Today Rawa Ruska is no longer prosperous. There are about 8000 inhabitants, which means that it never regained its pre-war conditions.

There are no Jews now in Rawa Rushka, almost none in all of Galicia.

The only Jews left in Galicia

Until 2015, there was no memorial, no memory, no indication of the lives once lived and brutally taken. It was only due to the efforts of Father Dubois that a memorial was put up on one of the killing fields. It is made up of Jewish gravestones.

The memorial at Rawa

The ghetto of Rawa Ruska, and the eradication of its Jewish community, was just one of over 40,000 Nazi camps and ghettos across Europe.

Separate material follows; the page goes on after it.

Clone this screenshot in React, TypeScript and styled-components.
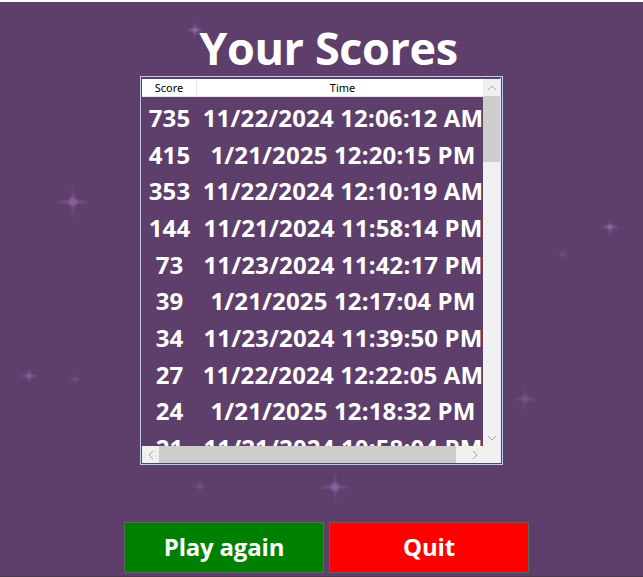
import { FC } from 'react';
import styled, { createGlobalStyle } from 'styled-components';

interface IScore {
  score: number;
  time: string;
}

const scores: IScore[] = [
  { score: 735, time: '11/22/2024 12:06:12 AM' },
  { score: 415, time: '1/21/2025 12:20:15 PM' },
  { score: 353, time: '11/22/2024 12:10:19 AM' },
  { score: 144, time: '11/21/2024 11:58:14 PM' },
  { score: 73, time: '11/23/2024 11:42:17 PM' },
  { score: 39, time: '1/21/2025 12:17:04 PM' },
  { score: 34, time: '11/23/2024 11:39:50 PM' },
  { score: 27, time: '11/22/2024 12:22:05 AM' },
  { score: 24, time: '1/21/2025 12:18:32 PM' },
  { score: 21, time: '11/21/2024 10:58:04 PM' },
];

// x, y, arm length, opacity
const sparkles: [number, number, number, number][] = [
  [195, 30, 16, 0.85],
  [73, 202, 36, 0.6],
  [610, 227, 18, 0.75],
  [563, 254, 9, 0.35],
  [525, 399, 26, 0.35],
  [29, 376, 18, 0.6],
  [75, 379, 11, 0.35],
  [200, 486, 16, 0.35],
  [335, 487, 32, 0.6],
];

const Sparkles: FC = () => (
  <SparkleLayer width='643' height='577'>
    <defs>
      <filter id='soft' x='-50%' y='-50%' width='200%' height='200%'>
        <feGaussianBlur stdDeviation='0.9' />
      </filter>
    </defs>
    {sparkles.map(([x, y, s, o], i) => (
      <g key={i} opacity={o} filter='url(#soft)' fill='#a672bf'>
        <path d={`M${x - s / 2} ${y} Q${x} ${y - 1.8} ${x + s / 2} ${y} Q${x} ${y + 1.8} ${x - s / 2} ${y}Z`} />
        <path d={`M${x} ${y - s / 2} Q${x - 1.8} ${y} ${x} ${y + s / 2} Q${x + 1.8} ${y} ${x} ${y - s / 2}Z`} />
        <circle cx={x} cy={y} r={s / 10 + 0.8} />
      </g>
    ))}
  </SparkleLayer>
);

const Chevron: FC<{ dir: 'up' | 'down' | 'left' | 'right' }> = ({ dir }) => {
  const d = {
    up: 'M1 6 L5 2 L9 6',
    down: 'M1 2 L5 6 L9 2',
    left: 'M6 1 L2 5 L6 9',
    right: 'M2 1 L6 5 L2 9',
  }[dir];
  const vertical = dir === 'up' || dir === 'down';
  return (
    <svg width={vertical ? 10 : 8} height={vertical ? 8 : 10} viewBox={vertical ? '0 0 10 8' : '0 0 8 10'}>
      <path d={d} fill='none' stroke='#a3a3a3' strokeWidth='1' />
    </svg>
  );
};

const App: FC = () => {
  return (
    <>
      <GlobalStyle />
      <Page>
        <Sparkles />
        <Title>Your Scores</Title>
        <Frame>
          <ListView>
            <Viewport>
              <Header>
                <HeaderCell $width={55}>Score</HeaderCell>
                <HeaderCell $width={292}>Time</HeaderCell>
              </Header>
              <Rows>
                {scores.map((s) => (
                  <Row key={s.time}>
                    <Cell $width={55}>{s.score}</Cell>
                    <Cell $width={292}>{s.time}</Cell>
                  </Row>
                ))}
              </Rows>
            </Viewport>
            <VScroll>
              <ArrowBox>
                <Chevron dir='up' />
              </ArrowBox>
              <VTrack>
                <VThumb />
              </VTrack>
              <ArrowBox>
                <Chevron dir='down' />
              </ArrowBox>
            </VScroll>
            <HScroll>
              <ArrowBox>
                <Chevron dir='left' />
              </ArrowBox>
              <HTrack>
                <HThumb />
              </HTrack>
              <ArrowBox>
                <Chevron dir='right' />
              </ArrowBox>
            </HScroll>
            <Corner />
          </ListView>
        </Frame>
        <ButtonRow>
          <ActionButton $bg='#008000'>Play again</ActionButton>
          <ActionButton $bg='#ff0000'>Quit</ActionButton>
        </ButtonRow>
      </Page>
    </>
  );
};

export default App;

const GlobalStyle = createGlobalStyle`
  html, body {
    margin: 0;
    padding: 0;
    background: #5e3f6b;
  }
  * {
    box-sizing: border-box;
  }
`;

const Page = styled.div`
  position: relative;
  width: 643px;
  height: 577px;
  overflow: hidden;
  background: #5e3f6b;
  border-top: 2px solid #ffffff;
  border-bottom: 1px solid #4a3a50;
  display: flex;
  flex-direction: column;
  align-items: center;
  font-family: 'Open Sans', 'Noto Sans', sans-serif;
  color: #ffffff;
`;

const SparkleLayer = styled.svg`
  position: absolute;
  left: 0;
  top: -2px;
  pointer-events: none;
`;

const Title = styled.h1`
  position: relative;
  margin: 18px 0 0 14px;
  height: 56px;
  font-size: 45px;
  line-height: 56px;
  font-weight: 700;
  letter-spacing: -0.4px;
`;

const Frame = styled.div`
  position: relative;
  width: 363px;
  height: 389px;
  border: 1px solid #b9cbe8;
  padding: 1px 0 0 1px;
  background: #5e3f6b;
`;

const ListView = styled.div`
  display: grid;
  grid-template-columns: 341px 17px;
  grid-template-rows: 367px 17px;
  width: 359px;
  height: 385px;
  border-right: 1px solid #e6ecf6;
  border-bottom: 1px solid #e6ecf6;
  padding-top: 1px;
`;

const Viewport = styled.div`
  overflow: hidden;
  display: flex;
  flex-direction: column;
`;

const Header = styled.div`
  display: flex;
  flex-shrink: 0;
  height: 18px;
  background: #ffffff;
  border-bottom: 1px solid #e5e5e5;
`;

const HeaderCell = styled.div<{ $width: number }>`
  flex-shrink: 0;
  width: ${({ $width }) => $width}px;
  border-right: 1px solid #e5e5e5;
  font-size: 11px;
  line-height: 17px;
  text-align: center;
  color: #000000;
  font-family: 'Noto Sans', 'Open Sans', sans-serif;
`;

const Rows = styled.div`
  padding-top: 2px;
`;

const Row = styled.div`
  display: flex;
  height: 36.7px;
  align-items: center;
`;

const Cell = styled.div<{ $width: number }>`
  flex-shrink: 0;
  width: ${({ $width }) => $width}px;
  text-align: center;
  white-space: nowrap;
  font-size: 24px;
  font-weight: 700;
  letter-spacing: 0.15px;
`;

const VScroll = styled.div`
  display: flex;
  flex-direction: column;
  background: #f0f0f0;
`;

const HScroll = styled.div`
  display: flex;
  background: #f0f0f0;
`;

const ArrowBox = styled.div`
  flex-shrink: 0;
  width: 17px;
  height: 17px;
  display: flex;
  align-items: center;
  justify-content: center;
`;

const VTrack = styled.div`
  flex: 1;
`;

const VThumb = styled.div`
  height: 66px;
  background: #cdcdcd;
`;

const HTrack = styled.div`
  flex: 1;
`;

const HThumb = styled.div`
  width: 297px;
  height: 100%;
  background: #cdcdcd;
`;

const Corner = styled.div`
  background: #f0f0f0;
`;

const ButtonRow = styled.div`
  position: relative;
  display: flex;
  gap: 5px;
  margin: 57px 0 0 10px;
`;

const ActionButton = styled.button<{ $bg: string }>`
  width: 200px;
  height: 51px;
  background: ${({ $bg }) => $bg};
  border: 1px solid #5a6a5a;
  color: #ffffff;
  font-family: 'Open Sans', 'Noto Sans', sans-serif;
  font-size: 24px;
  font-weight: 700;
  letter-spacing: -0.2px;
  cursor: pointer;
  padding: 0 0 2px;
`;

40,000. Fourty Thousand. Four zero zero zero zero.

Each of these camps had Nazi guards and commanders. Each one was situated either within or very close to a town or village, where the locals were witnesses to what was happening. 

The sheer numbers defy belief. Indeed, more and more people don't/won't/can't believe it happened. 

The importance of learning the facts and details and understanding the magnitude of the horror is greater now than ever. We are on the cusp of forgetting. 

The generation who lived through World War Two – the perpetrators, the victims, the witnesses, the bystanders – is almost gone. 
If my generation, the second generation, does not pass on the stories, the biographies, the descriptions, the names, the identities, the places, and the histories to the next generation, it will be lost.

As Eli Wiesel said: to forget the dead would be akin to killing them a second time.